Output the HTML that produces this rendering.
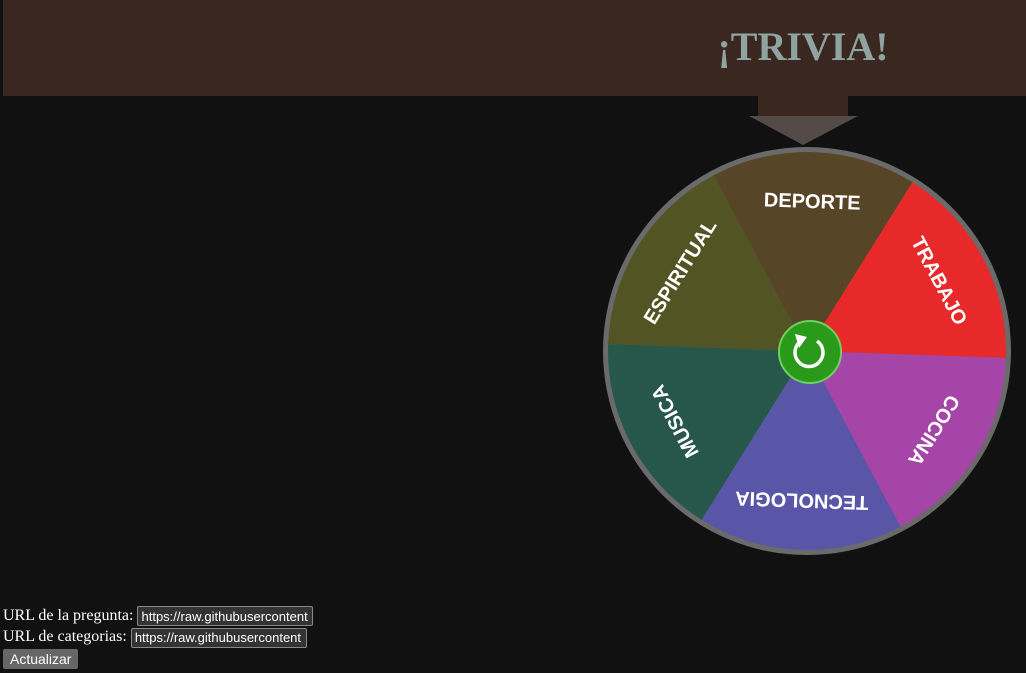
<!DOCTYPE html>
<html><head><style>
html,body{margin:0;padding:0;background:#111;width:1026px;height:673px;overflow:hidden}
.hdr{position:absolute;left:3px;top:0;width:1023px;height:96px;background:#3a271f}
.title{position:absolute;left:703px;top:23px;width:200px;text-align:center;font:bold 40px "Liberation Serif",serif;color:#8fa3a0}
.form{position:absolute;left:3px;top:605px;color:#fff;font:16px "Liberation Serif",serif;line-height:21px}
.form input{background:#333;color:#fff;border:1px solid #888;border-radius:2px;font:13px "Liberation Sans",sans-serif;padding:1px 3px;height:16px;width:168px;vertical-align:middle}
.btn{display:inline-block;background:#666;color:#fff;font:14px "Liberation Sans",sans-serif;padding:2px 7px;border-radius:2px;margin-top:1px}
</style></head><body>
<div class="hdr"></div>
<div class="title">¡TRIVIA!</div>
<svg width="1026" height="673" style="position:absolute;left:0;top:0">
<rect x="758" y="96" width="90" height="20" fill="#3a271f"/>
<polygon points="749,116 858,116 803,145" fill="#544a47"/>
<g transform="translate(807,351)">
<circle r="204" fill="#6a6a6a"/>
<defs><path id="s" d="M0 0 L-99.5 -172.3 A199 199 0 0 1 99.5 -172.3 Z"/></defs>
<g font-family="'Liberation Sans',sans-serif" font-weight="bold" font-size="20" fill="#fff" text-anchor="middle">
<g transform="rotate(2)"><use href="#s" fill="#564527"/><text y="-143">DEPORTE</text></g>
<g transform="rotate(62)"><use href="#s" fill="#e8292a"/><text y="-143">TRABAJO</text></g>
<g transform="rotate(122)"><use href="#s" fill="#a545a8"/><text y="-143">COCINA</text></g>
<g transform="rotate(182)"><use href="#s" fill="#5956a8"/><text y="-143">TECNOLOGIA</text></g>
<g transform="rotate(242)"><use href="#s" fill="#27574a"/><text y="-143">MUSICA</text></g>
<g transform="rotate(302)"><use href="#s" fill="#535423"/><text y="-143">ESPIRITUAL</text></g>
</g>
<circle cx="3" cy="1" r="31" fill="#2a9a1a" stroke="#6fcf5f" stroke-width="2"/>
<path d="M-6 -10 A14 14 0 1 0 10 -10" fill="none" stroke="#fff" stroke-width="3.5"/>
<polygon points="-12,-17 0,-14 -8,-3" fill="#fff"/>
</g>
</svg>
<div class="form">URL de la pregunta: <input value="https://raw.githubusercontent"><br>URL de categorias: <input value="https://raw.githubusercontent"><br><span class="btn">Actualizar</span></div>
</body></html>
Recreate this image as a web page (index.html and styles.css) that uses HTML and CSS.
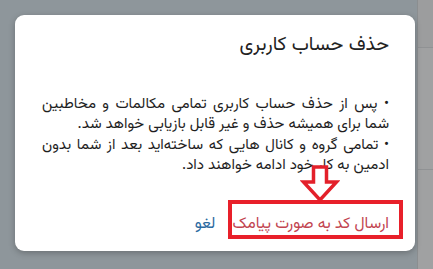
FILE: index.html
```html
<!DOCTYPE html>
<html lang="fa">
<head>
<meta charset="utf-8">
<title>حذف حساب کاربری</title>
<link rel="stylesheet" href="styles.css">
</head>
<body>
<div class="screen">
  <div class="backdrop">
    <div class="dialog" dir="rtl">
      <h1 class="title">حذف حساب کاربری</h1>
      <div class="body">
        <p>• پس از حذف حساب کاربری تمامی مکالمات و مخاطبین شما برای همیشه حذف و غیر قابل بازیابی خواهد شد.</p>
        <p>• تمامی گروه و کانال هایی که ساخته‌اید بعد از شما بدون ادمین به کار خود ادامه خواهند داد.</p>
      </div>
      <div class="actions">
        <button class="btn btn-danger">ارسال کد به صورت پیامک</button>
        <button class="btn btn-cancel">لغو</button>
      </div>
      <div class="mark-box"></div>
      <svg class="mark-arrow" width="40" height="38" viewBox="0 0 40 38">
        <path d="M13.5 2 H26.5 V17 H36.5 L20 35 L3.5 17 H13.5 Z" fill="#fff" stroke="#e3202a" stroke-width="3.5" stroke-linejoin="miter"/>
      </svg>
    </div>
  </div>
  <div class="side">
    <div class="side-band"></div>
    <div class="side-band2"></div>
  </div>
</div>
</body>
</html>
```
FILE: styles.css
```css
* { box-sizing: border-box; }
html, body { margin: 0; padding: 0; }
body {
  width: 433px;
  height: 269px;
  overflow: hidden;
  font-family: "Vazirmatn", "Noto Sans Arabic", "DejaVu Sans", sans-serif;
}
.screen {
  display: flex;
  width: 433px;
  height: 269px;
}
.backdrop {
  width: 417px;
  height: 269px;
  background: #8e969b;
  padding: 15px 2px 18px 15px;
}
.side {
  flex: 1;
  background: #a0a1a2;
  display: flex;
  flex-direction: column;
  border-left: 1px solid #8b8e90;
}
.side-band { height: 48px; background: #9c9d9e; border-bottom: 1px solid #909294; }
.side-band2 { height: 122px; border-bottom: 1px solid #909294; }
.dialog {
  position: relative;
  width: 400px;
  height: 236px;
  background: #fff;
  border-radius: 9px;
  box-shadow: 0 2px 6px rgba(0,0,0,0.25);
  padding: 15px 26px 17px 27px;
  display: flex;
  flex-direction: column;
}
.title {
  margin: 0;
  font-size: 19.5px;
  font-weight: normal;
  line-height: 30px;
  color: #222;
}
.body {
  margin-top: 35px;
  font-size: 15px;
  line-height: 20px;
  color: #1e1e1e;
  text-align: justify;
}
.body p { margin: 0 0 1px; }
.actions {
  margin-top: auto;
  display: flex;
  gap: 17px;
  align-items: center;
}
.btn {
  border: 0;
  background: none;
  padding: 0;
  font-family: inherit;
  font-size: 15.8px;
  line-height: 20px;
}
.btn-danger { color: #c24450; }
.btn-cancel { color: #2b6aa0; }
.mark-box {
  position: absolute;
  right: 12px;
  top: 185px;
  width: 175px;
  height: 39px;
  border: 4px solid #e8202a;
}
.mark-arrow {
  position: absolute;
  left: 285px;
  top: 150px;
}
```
:::
Exercise:
Print out the whole of the material word for word, without pictures.

Written response:
Output the HTML that produces this rendering.
<!DOCTYPE html>
<html><head><style>
html,body{margin:0;padding:0;background:#111;width:1026px;height:673px;overflow:hidden}
.hdr{position:absolute;left:3px;top:0;width:1023px;height:96px;background:#3a271f}
.title{position:absolute;left:703px;top:23px;width:200px;text-align:center;font:bold 40px "Liberation Serif",serif;color:#8fa3a0}
.form{position:absolute;left:3px;top:605px;color:#fff;font:16px "Liberation Serif",serif;line-height:21px}
.form input{background:#333;color:#fff;border:1px solid #888;border-radius:2px;font:13px "Liberation Sans",sans-serif;padding:1px 3px;height:16px;width:168px;vertical-align:middle}
.btn{display:inline-block;background:#666;color:#fff;font:14px "Liberation Sans",sans-serif;padding:2px 7px;border-radius:2px;margin-top:1px}
</style></head><body>
<div class="hdr"></div>
<div class="title">¡TRIVIA!</div>
<svg width="1026" height="673" style="position:absolute;left:0;top:0">
<rect x="758" y="96" width="90" height="20" fill="#3a271f"/>
<polygon points="749,116 858,116 803,145" fill="#544a47"/>
<g transform="translate(807,351)">
<circle r="204" fill="#6a6a6a"/>
<defs><path id="s" d="M0 0 L-99.5 -172.3 A199 199 0 0 1 99.5 -172.3 Z"/></defs>
<g font-family="'Liberation Sans',sans-serif" font-weight="bold" font-size="20" fill="#fff" text-anchor="middle">
<g transform="rotate(2)"><use href="#s" fill="#564527"/><text y="-143">DEPORTE</text></g>
<g transform="rotate(62)"><use href="#s" fill="#e8292a"/><text y="-143">TRABAJO</text></g>
<g transform="rotate(122)"><use href="#s" fill="#a545a8"/><text y="-143">COCINA</text></g>
<g transform="rotate(182)"><use href="#s" fill="#5956a8"/><text y="-143">TECNOLOGIA</text></g>
<g transform="rotate(242)"><use href="#s" fill="#27574a"/><text y="-143">MUSICA</text></g>
<g transform="rotate(302)"><use href="#s" fill="#535423"/><text y="-143">ESPIRITUAL</text></g>
</g>
<circle cx="3" cy="1" r="31" fill="#2a9a1a" stroke="#6fcf5f" stroke-width="2"/>
<path d="M-6 -10 A14 14 0 1 0 10 -10" fill="none" stroke="#fff" stroke-width="3.5"/>
<polygon points="-12,-17 0,-14 -8,-3" fill="#fff"/>
</g>
</svg>
<div class="form">URL de la pregunta: <input value="https://raw.githubusercontent"><br>URL de categorias: <input value="https://raw.githubusercontent"><br><span class="btn">Actualizar</span></div>
</body></html>
Recreate this image as a web page (index.html and styles.css) that uses HTML and CSS.
FILE: index.html
```html
<!DOCTYPE html>
<html lang="fa">
<head>
<meta charset="utf-8">
<title>حذف حساب کاربری</title>
<link rel="stylesheet" href="styles.css">
</head>
<body>
<div class="screen">
  <div class="backdrop">
    <div class="dialog" dir="rtl">
      <h1 class="title">حذف حساب کاربری</h1>
      <div class="body">
        <p>• پس از حذف حساب کاربری تمامی مکالمات و مخاطبین شما برای همیشه حذف و غیر قابل بازیابی خواهد شد.</p>
        <p>• تمامی گروه و کانال هایی که ساخته‌اید بعد از شما بدون ادمین به کار خود ادامه خواهند داد.</p>
      </div>
      <div class="actions">
        <button class="btn btn-danger">ارسال کد به صورت پیامک</button>
        <button class="btn btn-cancel">لغو</button>
      </div>
      <div class="mark-box"></div>
      <svg class="mark-arrow" width="40" height="38" viewBox="0 0 40 38">
        <path d="M13.5 2 H26.5 V17 H36.5 L20 35 L3.5 17 H13.5 Z" fill="#fff" stroke="#e3202a" stroke-width="3.5" stroke-linejoin="miter"/>
      </svg>
    </div>
  </div>
  <div class="side">
    <div class="side-band"></div>
    <div class="side-band2"></div>
  </div>
</div>
</body>
</html>
```
FILE: styles.css
```css
* { box-sizing: border-box; }
html, body { margin: 0; padding: 0; }
body {
  width: 433px;
  height: 269px;
  overflow: hidden;
  font-family: "Vazirmatn", "Noto Sans Arabic", "DejaVu Sans", sans-serif;
}
.screen {
  display: flex;
  width: 433px;
  height: 269px;
}
.backdrop {
  width: 417px;
  height: 269px;
  background: #8e969b;
  padding: 15px 2px 18px 15px;
}
.side {
  flex: 1;
  background: #a0a1a2;
  display: flex;
  flex-direction: column;
  border-left: 1px solid #8b8e90;
}
.side-band { height: 48px; background: #9c9d9e; border-bottom: 1px solid #909294; }
.side-band2 { height: 122px; border-bottom: 1px solid #909294; }
.dialog {
  position: relative;
  width: 400px;
  height: 236px;
  background: #fff;
  border-radius: 9px;
  box-shadow: 0 2px 6px rgba(0,0,0,0.25);
  padding: 15px 26px 17px 27px;
  display: flex;
  flex-direction: column;
}
.title {
  margin: 0;
  font-size: 19.5px;
  font-weight: normal;
  line-height: 30px;
  color: #222;
}
.body {
  margin-top: 35px;
  font-size: 15px;
  line-height: 20px;
  color: #1e1e1e;
  text-align: justify;
}
.body p { margin: 0 0 1px; }
.actions {
  margin-top: auto;
  display: flex;
  gap: 17px;
  align-items: center;
}
.btn {
  border: 0;
  background: none;
  padding: 0;
  font-family: inherit;
  font-size: 15.8px;
  line-height: 20px;
}
.btn-danger { color: #c24450; }
.btn-cancel { color: #2b6aa0; }
.mark-box {
  position: absolute;
  right: 12px;
  top: 185px;
  width: 175px;
  height: 39px;
  border: 4px solid #e8202a;
}
.mark-arrow {
  position: absolute;
  left: 285px;
  top: 150px;
}
```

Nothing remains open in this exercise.